For a glimpse at his influence, use stimuluswatch.org and look up the streetcar line now stimulating Cincinnati. There is no arguing with its proponents, since they know they are right and you're a fascist.

For midsize cities, electric traction created the exurbs. No one really wanted to commute via Ford, but a series of streetcar strikes made car ownership the better part of valor. They tell me they still have these strikes in France. Anyone know for sure?

comatus   ·  February 14, 2009 3:12 PM

It seems that some think that a Euro-style rail system will work in the U.S.

I don't think so. While visiting in Scotland, I enjoyed the relatively cheap train ride from the rural areas to Glasgow, in a touristy sort of way.

However, upon learning how most of these "rural Scots" got to work, I found they drove. I also found that the most common shopping (for food) involved a car trip.

Mass transit just ain't what it's hyped up to be.

Donna B.   ·  February 15, 2009 2:23 AM

"Soma distribution!" shouted a loud voice. "In good order, please. Hurry up there."

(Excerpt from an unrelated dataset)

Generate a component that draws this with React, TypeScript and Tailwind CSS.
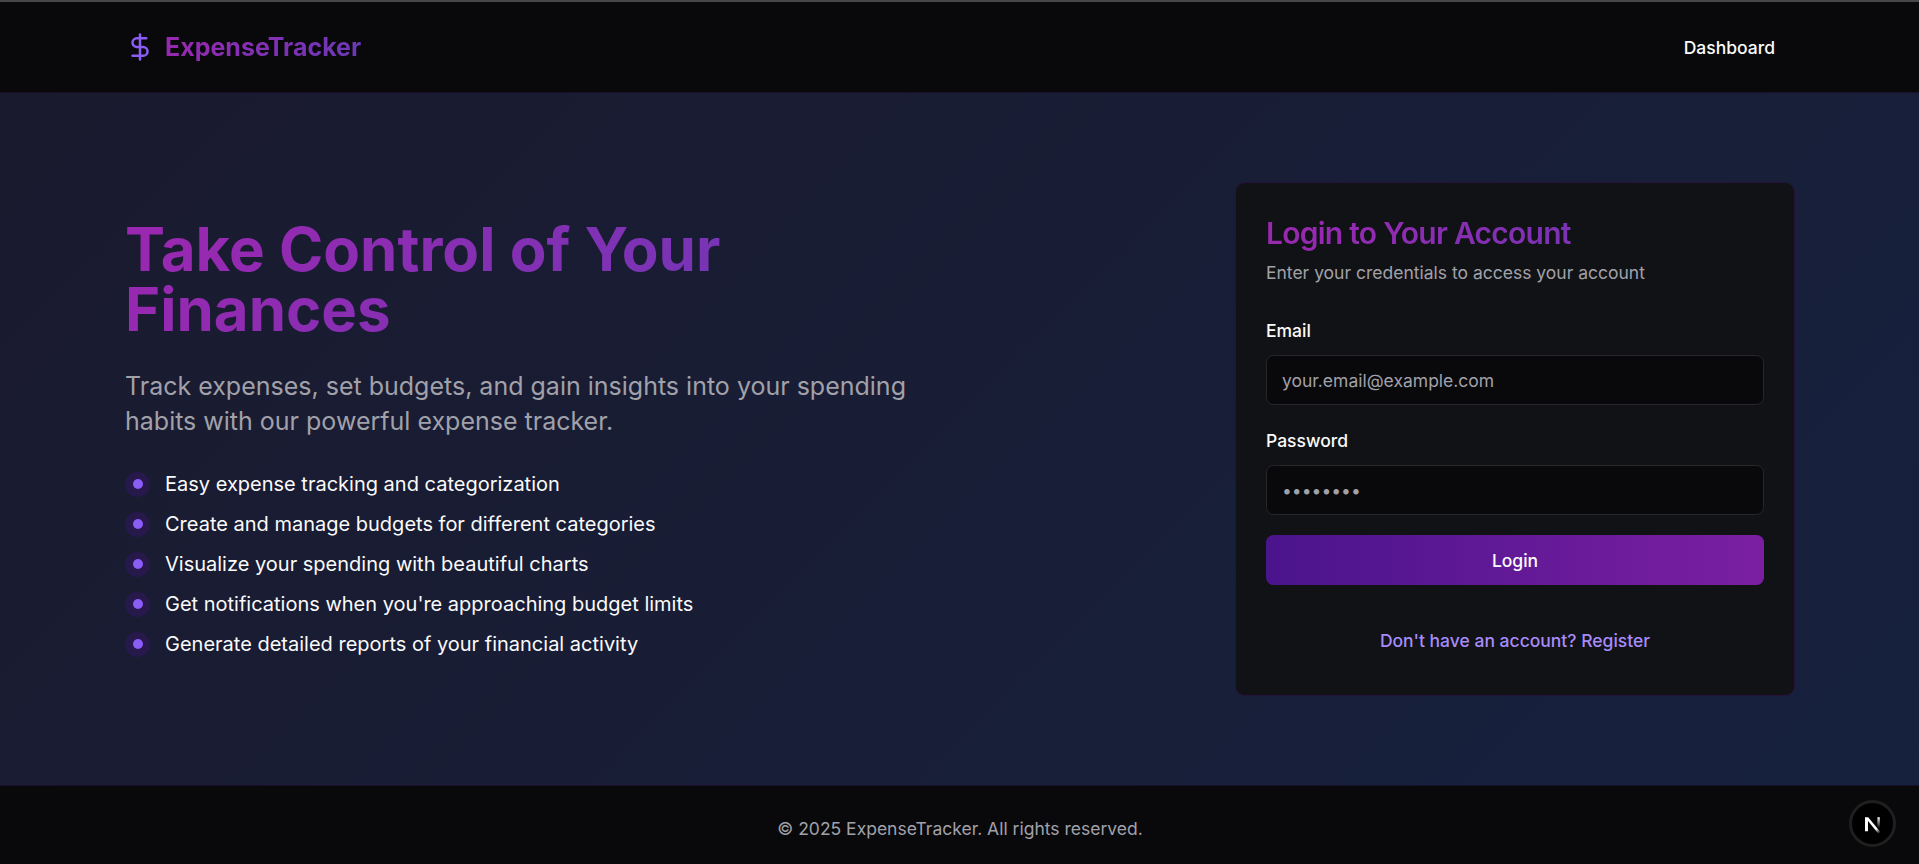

All this whining will stop when his Fordship begins issuing the soma.....

JimD   ·  February 15, 2009 7:08 AM

The socialist I work with says they had similar laws - I think in Seattle. To force people to live in the city. She says how great it is that you have parks just outside of town.

Cities are so horrible (I live in Chicago) for so many reasons. I really fail to see why "progressives" want to force people to jam up together. And environmentally they are not more efficient - those mass transit systems and other city services have to run 24x7, which destroys any efficiency you get at peak times. Not saying we should force anyone to do anything, but you'd think they'd want us all to live in small towns instead. The cynical part of me thinks they don't cause then it's harder to control us.

plutosdad   ·  February 15, 2009 11:23 PM

I really fail to see why "progressives" want to force people to jam up together.

People who live together for reasons beyond their control hate each other, and they devolve into easily manipulated factions--"communities" that can be "organized," one might say.